Answered Fri 11th January, 2013 @ 17:23 by Joanne
  • 0 votes

Mechanics does take some time to get your head around.

The CGP guides are OK...I think they're better for the pure maths modules (c1-c4) than the applied maths modules. I recommend you get a textbook endorsed by the exam board. I know they're not revision guides but they have plenty of questions in them and plenty of worked examples, which are very useful.

Answered Sat 12th January, 2013 @ 22:43 by usycool1
  • 0 votes

Hm, thanks for your answers guys, I certainly will talk to the teachers but having that little extra, I figured would help.

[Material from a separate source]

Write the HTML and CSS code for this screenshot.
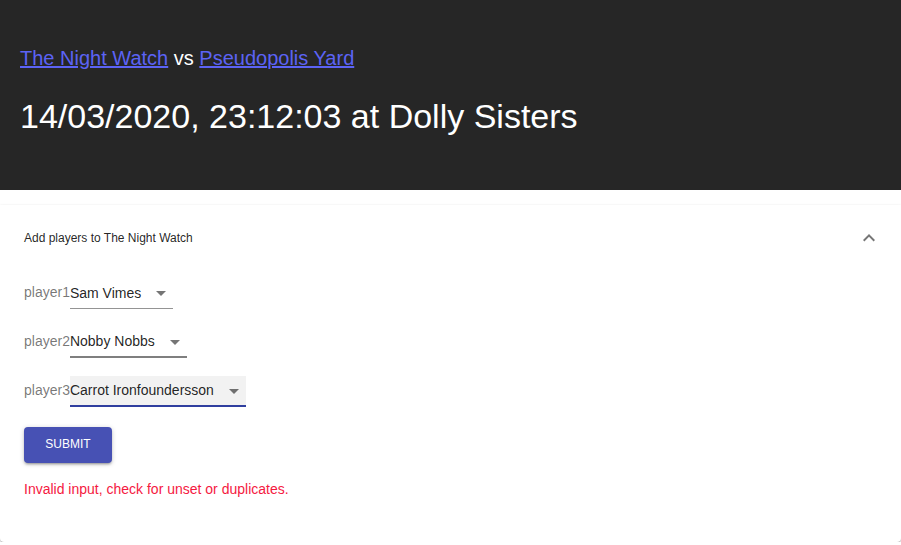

I guess it just needs practise then. The problem with me, is that every time I do a question, I seem to get a different answer each time. One will be right and the other five are wrong. In an exam, I won't have the answers next to me, to know if I've come up with the right one or not. D:

I might try to find a text book then. I do have one already (provided by the school) but the teacher has literally copied (word for word) what the book says, to provide us with notes. It doesn't help much. I'd like a different take on the explanations, rather than two sources saying the exact same thing. xD

And Joanne, I'm glad as well. Let me know if you find anything that helps you? :D

As for the graph work, are you referring to the Velocity-Time grophs and so on, that are at the very beginning of M1? Or are you further into the course? If you check out http://www.cimt.plymouth.ac.uk/projects/mepres/alevel/alevel.htm , chapter two in the Mechanics section, has a bit about graphs. I've only recently discovered this site, but it does help explain a little. (I'm keeping my eye out for other resources, I'll post here again if I find any. :) )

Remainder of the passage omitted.